#### Goal of the exercise
The lines below are to be quoted exactly, from the first through the one that contains "import clsx from".

#### Data block

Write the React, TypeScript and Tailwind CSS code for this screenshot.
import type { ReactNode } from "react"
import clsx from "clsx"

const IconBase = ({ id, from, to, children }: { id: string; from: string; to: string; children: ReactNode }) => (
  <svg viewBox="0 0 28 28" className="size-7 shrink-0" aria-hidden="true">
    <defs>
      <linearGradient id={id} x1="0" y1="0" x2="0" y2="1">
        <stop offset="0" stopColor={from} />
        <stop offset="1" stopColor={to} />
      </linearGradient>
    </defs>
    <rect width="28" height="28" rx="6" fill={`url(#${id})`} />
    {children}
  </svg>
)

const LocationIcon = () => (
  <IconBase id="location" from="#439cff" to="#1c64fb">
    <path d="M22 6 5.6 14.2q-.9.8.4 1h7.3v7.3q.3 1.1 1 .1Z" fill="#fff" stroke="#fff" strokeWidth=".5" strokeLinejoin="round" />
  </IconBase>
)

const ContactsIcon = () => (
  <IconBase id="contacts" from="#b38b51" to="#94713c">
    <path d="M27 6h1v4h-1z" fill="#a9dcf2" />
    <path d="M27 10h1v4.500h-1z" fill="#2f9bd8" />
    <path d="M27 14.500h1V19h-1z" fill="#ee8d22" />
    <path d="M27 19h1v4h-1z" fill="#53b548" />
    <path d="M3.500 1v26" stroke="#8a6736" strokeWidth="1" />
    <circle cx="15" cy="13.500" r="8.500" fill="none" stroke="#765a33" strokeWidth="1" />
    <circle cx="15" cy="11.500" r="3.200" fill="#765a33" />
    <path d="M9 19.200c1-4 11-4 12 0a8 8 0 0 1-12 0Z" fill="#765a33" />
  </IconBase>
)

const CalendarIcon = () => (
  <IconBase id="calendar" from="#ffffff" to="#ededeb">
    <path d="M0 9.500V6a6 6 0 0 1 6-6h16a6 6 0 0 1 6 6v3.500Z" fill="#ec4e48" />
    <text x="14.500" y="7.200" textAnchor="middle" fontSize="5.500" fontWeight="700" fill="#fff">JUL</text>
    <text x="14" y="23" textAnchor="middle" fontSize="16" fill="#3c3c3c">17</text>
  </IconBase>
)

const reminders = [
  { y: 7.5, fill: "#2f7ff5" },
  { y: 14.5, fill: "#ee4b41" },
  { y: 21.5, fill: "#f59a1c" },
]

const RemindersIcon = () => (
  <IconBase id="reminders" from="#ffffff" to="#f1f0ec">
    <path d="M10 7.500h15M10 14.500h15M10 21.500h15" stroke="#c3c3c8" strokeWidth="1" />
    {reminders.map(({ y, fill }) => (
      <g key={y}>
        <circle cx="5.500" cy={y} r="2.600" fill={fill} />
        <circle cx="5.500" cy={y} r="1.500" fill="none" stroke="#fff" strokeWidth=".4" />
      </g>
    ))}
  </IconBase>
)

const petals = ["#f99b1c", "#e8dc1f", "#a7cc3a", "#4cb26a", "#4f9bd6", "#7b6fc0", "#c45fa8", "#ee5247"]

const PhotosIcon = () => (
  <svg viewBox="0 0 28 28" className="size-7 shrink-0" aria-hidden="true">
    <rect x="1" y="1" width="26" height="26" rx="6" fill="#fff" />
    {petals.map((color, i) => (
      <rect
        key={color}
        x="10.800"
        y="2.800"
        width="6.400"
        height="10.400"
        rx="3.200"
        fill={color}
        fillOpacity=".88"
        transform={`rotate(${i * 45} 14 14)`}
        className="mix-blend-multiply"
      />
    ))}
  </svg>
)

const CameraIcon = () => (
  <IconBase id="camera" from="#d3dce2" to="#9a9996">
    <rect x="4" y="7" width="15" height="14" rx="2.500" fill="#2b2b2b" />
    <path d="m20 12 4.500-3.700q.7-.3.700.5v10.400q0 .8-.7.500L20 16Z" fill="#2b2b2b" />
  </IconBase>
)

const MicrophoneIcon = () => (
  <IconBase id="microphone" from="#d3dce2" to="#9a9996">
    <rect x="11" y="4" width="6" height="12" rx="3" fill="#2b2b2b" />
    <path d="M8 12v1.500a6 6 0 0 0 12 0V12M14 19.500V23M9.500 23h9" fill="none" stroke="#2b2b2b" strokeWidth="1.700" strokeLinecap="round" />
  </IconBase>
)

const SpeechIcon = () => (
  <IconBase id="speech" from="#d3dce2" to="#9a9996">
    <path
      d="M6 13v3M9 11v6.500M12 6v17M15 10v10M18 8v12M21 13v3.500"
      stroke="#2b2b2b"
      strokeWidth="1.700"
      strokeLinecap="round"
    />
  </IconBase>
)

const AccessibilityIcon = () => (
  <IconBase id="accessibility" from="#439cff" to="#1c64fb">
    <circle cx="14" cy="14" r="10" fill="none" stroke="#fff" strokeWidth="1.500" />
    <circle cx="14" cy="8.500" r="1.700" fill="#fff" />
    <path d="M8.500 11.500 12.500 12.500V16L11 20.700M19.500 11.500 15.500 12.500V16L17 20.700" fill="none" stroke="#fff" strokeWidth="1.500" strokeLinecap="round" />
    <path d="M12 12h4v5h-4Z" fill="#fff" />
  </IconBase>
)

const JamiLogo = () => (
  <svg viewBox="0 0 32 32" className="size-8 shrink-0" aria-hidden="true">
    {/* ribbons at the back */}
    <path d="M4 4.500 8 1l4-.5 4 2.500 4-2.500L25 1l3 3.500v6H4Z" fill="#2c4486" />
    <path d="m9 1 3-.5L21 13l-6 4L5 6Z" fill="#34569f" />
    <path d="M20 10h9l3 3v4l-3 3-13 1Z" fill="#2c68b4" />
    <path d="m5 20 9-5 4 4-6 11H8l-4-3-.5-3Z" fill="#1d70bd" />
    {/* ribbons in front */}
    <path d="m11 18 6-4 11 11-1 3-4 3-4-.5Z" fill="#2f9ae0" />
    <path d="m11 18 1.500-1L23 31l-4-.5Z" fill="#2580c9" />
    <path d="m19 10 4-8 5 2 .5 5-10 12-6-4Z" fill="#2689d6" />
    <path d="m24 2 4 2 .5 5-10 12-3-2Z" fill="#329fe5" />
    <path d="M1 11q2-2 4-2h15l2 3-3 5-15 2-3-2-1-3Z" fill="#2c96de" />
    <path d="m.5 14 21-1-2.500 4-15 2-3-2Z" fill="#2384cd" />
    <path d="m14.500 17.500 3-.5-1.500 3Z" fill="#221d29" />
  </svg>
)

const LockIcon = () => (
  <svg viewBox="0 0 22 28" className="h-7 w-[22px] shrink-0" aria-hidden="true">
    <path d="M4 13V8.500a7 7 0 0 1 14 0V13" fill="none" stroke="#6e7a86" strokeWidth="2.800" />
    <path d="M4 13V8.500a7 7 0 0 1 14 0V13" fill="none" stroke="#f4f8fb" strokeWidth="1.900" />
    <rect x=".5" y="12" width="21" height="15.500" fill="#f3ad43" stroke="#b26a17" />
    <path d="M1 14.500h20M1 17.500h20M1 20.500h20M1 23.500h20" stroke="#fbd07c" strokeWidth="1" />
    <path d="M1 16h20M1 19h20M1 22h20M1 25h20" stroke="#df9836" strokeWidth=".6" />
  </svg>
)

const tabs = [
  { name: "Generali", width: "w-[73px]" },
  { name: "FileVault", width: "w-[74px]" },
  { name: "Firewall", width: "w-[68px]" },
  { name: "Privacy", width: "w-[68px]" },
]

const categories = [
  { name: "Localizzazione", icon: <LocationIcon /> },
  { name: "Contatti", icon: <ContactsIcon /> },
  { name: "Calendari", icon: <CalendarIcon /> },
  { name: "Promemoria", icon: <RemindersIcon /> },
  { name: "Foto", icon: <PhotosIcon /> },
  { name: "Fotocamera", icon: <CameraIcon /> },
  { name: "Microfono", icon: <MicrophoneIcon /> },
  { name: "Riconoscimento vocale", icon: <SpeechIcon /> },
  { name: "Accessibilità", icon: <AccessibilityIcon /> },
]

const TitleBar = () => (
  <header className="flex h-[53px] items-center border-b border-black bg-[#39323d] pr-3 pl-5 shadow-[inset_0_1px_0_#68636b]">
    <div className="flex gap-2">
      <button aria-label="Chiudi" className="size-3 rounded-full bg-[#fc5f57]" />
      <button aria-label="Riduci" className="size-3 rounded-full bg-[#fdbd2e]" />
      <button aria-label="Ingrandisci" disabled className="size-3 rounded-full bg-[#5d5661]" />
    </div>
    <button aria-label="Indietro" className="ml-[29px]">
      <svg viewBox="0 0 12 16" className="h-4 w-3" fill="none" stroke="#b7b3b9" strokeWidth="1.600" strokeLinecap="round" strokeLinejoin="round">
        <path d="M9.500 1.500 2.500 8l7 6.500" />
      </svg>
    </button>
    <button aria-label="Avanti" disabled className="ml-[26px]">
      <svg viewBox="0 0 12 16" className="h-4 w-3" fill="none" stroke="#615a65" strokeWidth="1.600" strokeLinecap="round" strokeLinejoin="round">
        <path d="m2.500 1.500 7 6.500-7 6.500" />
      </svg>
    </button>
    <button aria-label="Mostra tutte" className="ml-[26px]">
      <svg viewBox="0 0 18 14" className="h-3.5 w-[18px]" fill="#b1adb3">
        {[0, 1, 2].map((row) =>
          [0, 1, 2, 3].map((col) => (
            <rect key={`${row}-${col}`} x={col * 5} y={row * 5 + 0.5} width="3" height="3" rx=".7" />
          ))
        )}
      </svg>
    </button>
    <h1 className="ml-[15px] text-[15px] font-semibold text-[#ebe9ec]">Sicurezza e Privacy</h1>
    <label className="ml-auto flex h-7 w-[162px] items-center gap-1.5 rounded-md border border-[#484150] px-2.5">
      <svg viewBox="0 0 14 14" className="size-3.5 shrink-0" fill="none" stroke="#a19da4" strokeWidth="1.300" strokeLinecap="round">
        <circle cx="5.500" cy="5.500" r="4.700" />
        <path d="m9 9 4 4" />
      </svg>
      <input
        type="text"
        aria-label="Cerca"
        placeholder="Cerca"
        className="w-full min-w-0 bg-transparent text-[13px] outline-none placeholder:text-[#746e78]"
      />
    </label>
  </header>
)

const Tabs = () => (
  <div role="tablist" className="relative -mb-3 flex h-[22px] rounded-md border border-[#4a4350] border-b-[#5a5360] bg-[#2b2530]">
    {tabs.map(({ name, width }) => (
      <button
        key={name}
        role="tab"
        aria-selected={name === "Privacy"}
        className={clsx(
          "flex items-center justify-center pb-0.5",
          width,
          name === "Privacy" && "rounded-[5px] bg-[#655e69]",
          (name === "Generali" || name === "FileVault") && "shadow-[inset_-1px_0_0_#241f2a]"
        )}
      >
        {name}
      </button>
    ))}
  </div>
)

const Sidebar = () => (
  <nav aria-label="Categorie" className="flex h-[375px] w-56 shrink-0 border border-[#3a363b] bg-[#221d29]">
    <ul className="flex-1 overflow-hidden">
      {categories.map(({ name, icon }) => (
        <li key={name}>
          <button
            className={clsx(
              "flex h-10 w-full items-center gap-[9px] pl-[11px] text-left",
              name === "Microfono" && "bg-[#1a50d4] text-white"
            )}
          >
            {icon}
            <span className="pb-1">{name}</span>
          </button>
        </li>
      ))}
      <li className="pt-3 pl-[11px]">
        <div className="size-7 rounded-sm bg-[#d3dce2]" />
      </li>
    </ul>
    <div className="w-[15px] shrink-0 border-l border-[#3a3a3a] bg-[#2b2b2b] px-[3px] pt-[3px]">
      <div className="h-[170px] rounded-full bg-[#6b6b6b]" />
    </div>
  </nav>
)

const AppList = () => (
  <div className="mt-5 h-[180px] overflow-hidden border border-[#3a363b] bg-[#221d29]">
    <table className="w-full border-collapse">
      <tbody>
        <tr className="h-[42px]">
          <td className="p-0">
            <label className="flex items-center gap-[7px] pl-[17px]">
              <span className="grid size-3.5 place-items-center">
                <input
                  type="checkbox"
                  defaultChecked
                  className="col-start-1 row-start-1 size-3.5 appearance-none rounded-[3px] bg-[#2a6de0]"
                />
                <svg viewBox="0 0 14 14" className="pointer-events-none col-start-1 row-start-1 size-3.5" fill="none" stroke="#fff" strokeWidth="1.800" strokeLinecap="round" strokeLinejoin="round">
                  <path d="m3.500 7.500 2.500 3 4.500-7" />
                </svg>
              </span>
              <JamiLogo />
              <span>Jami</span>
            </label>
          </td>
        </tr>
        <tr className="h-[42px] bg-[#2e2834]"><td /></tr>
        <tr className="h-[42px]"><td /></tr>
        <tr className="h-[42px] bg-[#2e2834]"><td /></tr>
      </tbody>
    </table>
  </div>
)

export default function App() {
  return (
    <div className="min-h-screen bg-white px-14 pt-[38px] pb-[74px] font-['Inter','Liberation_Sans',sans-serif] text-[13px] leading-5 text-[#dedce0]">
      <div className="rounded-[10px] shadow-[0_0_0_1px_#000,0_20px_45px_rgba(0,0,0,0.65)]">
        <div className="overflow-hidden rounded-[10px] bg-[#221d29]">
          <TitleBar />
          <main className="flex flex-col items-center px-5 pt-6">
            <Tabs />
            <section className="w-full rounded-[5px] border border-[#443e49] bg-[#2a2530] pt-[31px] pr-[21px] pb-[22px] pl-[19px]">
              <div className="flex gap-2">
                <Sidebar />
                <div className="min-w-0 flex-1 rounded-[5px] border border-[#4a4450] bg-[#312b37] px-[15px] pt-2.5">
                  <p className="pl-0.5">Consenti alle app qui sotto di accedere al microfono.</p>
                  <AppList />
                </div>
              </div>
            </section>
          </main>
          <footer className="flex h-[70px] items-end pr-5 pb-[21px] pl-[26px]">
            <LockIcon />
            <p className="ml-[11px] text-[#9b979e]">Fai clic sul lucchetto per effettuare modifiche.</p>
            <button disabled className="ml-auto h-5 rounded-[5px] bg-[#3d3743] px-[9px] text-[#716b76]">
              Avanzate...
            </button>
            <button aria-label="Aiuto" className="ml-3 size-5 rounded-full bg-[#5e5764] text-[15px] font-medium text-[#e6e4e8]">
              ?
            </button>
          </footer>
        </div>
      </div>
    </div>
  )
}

#### Complete response
Write the React, TypeScript and Tailwind CSS code for this screenshot.
import type { ReactNode } from "react"
import clsx from "clsx"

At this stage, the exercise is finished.